You rinse rice, put water, press a button… and that’s it. That part alone felt a bit weird at first.
No checking. No stirring. No “let me just lower the heat a bit.” Just… trusting it. And then the rice came out properly cooked.
Not “okay for stove rice.” Actually fluffy.

The grains felt separate in a way I wasn’t used to getting consistently before. And I think that’s the part that caught me off guard… there wasn’t much effort involved, but the result was noticeably better than my usual pot method.
I also left it on the warm setting longer than I planned to one day, expecting it to go downhill. But it didn’t immediately turn into that dried-out, stuck-together mess I’m used to.
It just kind of… stayed fine. That was strange in a good way. What really changed my mind though wasn’t even the first use. It was the fact that I stopped thinking about rice as a “process.”
It just became something that happens in the background now while I do other things. The only slightly annoying part is that it does take longer than quick stovetop rice. There were moments where I thought, “I could’ve just done this faster myself.”
But then I’d remember the last time I did it myself and messed up the timing slightly. So it evens out.
Texture, Feel & Build Quality
This thing feels very “serious appliance.” Not lightweight. Not casual. Very much sits on your counter and doesn’t move again.
The inner pot feels solid, and the lid mechanism gives that slightly precise, engineered feel where everything clicks into place properly.
Nothing about it feels cheap, but it also doesn’t feel like something you play around with… it feels like something you use and forget about until it finishes.
Pros & Cons
Pros
- Very consistent rice quality
- Extremely low effort once set up
- Keeps rice warm without ruining it immediately
- Makes different rice types easier to cook
- Removes guesswork completely
Cons
- Not fast compared to stovetop rice
- Takes up space on the counter
- Price feels high if you only cook rice occasionally
- Slight learning curve just in trusting it
Is It a Scam?
No. But I understand why someone who’s never used a rice cooker before would wonder if the hype is exaggerated.
Because on paper, it sounds silly: a machine just for rice? But after using it, it doesn’t feel like hype… it feels like consistency.
It removes all the small mistakes you normally make without noticing:
- slightly wrong water ratio
- heat too high for too long
- lid being lifted too early
- timing being off by a few minutes
It just eliminates all of that guesswork. So no, it’s not a scam. It’s more like one of those things you don’t realise you were doing inefficiently until it fixes it for you.
Customer Feedback
From what I saw before buying it, most people fall into a pretty consistent pattern:
Positive feedback usually sounds like:
- “I can’t go back to stove rice”
- “rice comes out perfect every time”
- “worth the price if you cook rice often”

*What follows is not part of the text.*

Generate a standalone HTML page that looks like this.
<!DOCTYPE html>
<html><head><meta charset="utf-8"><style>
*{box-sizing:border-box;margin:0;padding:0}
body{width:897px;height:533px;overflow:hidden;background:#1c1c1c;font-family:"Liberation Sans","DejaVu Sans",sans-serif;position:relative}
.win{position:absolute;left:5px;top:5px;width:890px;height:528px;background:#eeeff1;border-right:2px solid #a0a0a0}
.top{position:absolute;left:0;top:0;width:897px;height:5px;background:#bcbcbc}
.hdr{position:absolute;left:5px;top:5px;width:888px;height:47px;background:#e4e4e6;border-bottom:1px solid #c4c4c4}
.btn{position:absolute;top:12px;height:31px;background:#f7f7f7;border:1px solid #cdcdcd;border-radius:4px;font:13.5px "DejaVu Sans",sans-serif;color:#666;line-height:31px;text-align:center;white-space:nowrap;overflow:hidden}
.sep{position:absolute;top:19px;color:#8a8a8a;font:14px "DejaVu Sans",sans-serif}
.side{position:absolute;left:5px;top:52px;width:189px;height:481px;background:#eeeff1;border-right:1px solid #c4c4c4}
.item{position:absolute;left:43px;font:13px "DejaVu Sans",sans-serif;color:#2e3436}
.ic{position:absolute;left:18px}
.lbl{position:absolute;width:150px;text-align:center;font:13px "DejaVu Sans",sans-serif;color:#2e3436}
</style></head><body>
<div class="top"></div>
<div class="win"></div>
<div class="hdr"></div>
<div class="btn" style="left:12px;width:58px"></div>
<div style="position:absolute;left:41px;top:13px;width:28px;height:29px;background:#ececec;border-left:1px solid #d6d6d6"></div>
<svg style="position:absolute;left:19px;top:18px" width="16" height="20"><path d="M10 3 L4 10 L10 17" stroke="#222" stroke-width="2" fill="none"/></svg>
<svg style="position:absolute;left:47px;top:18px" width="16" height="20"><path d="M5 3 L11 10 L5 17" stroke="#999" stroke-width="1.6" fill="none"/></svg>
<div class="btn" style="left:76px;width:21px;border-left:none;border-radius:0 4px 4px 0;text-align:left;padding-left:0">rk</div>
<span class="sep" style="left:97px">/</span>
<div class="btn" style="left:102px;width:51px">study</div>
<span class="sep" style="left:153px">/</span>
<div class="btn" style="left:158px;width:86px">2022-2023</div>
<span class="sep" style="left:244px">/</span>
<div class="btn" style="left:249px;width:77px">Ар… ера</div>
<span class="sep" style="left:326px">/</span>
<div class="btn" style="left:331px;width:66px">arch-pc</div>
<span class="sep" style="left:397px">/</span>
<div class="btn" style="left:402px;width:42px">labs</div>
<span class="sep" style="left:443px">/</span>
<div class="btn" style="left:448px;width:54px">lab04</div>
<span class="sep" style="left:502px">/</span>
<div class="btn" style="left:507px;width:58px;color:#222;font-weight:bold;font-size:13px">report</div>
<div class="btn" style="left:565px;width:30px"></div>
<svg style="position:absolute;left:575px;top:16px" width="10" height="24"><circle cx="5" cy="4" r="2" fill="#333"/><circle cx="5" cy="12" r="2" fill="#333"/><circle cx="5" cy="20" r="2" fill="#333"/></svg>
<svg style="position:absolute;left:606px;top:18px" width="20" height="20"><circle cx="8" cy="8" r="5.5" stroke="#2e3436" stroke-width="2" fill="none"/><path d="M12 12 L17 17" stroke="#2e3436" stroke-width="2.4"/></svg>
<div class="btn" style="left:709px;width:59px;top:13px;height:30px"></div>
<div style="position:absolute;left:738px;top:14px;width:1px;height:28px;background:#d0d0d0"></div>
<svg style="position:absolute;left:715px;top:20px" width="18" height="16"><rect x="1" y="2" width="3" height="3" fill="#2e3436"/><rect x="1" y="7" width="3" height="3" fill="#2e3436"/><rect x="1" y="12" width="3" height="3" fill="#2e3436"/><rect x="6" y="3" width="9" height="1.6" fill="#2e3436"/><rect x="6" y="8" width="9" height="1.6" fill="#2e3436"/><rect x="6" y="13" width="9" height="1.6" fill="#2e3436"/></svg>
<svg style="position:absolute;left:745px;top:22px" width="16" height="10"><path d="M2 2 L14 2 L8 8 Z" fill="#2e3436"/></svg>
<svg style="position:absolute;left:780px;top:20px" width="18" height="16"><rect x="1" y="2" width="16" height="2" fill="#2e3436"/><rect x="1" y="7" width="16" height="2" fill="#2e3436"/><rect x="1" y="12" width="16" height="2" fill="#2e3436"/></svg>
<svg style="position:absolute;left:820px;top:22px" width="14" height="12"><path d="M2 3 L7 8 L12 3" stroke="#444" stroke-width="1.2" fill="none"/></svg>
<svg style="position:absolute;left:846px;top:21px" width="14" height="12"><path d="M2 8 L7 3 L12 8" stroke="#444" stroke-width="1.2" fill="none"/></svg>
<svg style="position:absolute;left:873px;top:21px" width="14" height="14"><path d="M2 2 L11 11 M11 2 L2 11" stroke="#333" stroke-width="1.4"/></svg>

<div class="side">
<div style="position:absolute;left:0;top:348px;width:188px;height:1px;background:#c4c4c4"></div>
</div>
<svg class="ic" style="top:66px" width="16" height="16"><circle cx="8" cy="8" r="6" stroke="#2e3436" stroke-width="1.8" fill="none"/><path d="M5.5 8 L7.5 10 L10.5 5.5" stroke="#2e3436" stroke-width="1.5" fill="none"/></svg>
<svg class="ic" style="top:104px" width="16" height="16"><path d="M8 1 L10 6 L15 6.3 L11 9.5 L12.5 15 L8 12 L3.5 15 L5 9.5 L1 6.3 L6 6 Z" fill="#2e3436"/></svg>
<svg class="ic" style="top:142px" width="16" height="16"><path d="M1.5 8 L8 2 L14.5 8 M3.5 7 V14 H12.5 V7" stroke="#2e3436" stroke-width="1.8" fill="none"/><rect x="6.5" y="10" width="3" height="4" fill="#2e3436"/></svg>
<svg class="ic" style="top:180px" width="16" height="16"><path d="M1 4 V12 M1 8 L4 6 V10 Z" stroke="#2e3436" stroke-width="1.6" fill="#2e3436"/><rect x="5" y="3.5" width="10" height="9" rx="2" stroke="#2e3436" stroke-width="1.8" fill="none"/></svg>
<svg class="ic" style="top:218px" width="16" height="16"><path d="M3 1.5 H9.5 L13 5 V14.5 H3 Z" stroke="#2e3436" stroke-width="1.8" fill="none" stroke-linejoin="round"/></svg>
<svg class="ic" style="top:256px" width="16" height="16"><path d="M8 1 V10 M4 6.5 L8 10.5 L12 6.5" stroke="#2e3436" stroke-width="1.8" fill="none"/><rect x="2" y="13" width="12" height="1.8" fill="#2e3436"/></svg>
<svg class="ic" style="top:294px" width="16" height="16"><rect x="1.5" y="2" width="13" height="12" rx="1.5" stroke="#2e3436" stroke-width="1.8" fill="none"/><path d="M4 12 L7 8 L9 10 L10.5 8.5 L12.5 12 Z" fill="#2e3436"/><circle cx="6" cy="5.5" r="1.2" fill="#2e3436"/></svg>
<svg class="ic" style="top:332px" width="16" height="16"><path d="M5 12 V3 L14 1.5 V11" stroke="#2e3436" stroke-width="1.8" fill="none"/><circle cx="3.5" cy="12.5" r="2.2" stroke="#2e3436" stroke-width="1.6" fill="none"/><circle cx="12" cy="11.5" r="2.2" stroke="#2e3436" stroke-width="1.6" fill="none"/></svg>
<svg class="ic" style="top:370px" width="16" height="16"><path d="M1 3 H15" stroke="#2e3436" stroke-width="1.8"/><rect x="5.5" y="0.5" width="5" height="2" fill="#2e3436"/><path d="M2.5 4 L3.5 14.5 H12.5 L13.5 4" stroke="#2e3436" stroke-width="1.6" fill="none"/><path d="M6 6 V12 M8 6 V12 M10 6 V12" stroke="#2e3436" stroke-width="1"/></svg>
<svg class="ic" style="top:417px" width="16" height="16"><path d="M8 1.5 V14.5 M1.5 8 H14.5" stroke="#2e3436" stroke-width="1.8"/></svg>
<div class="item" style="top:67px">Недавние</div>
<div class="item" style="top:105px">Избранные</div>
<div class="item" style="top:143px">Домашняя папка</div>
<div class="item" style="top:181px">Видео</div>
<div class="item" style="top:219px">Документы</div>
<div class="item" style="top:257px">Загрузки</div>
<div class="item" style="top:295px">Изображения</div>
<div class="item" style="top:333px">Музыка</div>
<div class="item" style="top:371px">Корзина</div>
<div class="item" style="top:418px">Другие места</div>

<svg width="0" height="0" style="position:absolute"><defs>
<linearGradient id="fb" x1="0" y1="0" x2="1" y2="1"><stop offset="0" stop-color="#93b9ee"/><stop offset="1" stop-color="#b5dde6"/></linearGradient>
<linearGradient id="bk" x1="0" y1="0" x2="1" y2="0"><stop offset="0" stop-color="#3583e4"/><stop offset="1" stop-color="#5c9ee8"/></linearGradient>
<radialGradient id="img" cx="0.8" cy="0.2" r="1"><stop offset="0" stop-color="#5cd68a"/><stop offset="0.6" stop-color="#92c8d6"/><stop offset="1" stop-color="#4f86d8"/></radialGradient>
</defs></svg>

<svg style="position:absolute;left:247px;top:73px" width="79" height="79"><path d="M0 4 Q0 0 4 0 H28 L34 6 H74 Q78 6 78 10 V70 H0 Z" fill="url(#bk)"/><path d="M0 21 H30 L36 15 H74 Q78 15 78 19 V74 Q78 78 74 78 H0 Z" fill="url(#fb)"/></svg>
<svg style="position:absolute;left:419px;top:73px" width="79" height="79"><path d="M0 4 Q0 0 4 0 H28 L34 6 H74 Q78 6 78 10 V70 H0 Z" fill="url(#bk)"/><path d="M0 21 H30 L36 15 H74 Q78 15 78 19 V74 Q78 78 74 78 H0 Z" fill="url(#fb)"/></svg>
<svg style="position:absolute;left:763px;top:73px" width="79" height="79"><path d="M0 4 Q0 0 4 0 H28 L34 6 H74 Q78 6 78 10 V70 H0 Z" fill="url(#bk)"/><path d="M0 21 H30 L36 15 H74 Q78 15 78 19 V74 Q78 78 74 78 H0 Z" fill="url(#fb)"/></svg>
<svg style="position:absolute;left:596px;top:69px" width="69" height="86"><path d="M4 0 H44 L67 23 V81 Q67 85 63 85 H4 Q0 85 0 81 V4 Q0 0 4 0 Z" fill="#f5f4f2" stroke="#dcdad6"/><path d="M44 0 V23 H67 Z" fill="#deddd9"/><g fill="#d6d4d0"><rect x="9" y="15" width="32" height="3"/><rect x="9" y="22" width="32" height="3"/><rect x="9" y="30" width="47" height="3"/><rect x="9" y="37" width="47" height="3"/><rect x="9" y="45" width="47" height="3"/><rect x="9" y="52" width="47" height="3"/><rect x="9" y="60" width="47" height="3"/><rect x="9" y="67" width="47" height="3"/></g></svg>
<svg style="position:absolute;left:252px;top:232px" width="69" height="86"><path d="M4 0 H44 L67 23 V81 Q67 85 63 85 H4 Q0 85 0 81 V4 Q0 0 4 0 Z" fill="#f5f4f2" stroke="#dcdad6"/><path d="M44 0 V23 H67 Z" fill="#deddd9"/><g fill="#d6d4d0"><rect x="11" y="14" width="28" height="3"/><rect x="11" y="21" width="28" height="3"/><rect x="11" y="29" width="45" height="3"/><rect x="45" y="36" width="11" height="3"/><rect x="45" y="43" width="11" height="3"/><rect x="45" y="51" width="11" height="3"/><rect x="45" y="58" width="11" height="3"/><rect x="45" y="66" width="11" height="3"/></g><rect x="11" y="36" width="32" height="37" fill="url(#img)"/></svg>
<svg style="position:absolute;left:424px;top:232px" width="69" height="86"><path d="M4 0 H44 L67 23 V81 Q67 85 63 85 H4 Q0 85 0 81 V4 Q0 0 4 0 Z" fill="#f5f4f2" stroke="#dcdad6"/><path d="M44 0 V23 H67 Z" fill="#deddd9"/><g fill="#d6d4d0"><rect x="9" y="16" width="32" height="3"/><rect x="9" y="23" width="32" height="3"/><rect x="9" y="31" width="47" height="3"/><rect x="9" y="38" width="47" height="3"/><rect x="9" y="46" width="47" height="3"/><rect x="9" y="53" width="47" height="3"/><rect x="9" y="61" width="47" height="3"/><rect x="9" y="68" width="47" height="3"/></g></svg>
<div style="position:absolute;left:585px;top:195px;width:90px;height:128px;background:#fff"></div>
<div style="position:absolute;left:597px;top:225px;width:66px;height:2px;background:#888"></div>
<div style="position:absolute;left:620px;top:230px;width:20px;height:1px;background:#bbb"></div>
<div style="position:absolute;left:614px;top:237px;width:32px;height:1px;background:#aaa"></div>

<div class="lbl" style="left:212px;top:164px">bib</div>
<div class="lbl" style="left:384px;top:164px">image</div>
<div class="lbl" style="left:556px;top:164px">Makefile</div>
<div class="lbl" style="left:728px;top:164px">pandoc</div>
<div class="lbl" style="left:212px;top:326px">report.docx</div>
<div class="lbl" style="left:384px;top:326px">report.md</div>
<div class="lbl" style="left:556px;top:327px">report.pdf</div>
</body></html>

The complaints tend to be:
- it’s expensive for what it is
- cooking time feels long
- it takes up counter space
- and it feels “extra” if you don’t eat rice often
Which honestly makes sense depending on how often you use it.
How to Use
Honestly, the learning curve is less about the machine and more about letting go of control.
You just:
- rinse rice properly
- add water
- pick the setting
- leave it alone
The hardest part at first is resisting the urge to “check on it.”
Alternatives to Consider
- Tiger Induction Rice Cooker models
- Cuckoo IH rice cookers
- Aroma digital rice cookers (more budget-friendly, less precise)
Conclusion — Would I Recommend It?
I didn’t expect to become someone who cares about a rice cooker. But here we are.
If you already cook rice often, this feels like one of those upgrades that quietly changes your routine more than you expect. Not in a dramatic way… just in a “why was I doing it the hard way before?” kind of way.
If you rarely eat rice, it probably feels unnecessary. But for me, coming from someone who never used a rice cooker before this… it honestly made me question why I didn’t start sooner.
Not because it’s flashy. Just because it quietly makes something I already do… easier and better.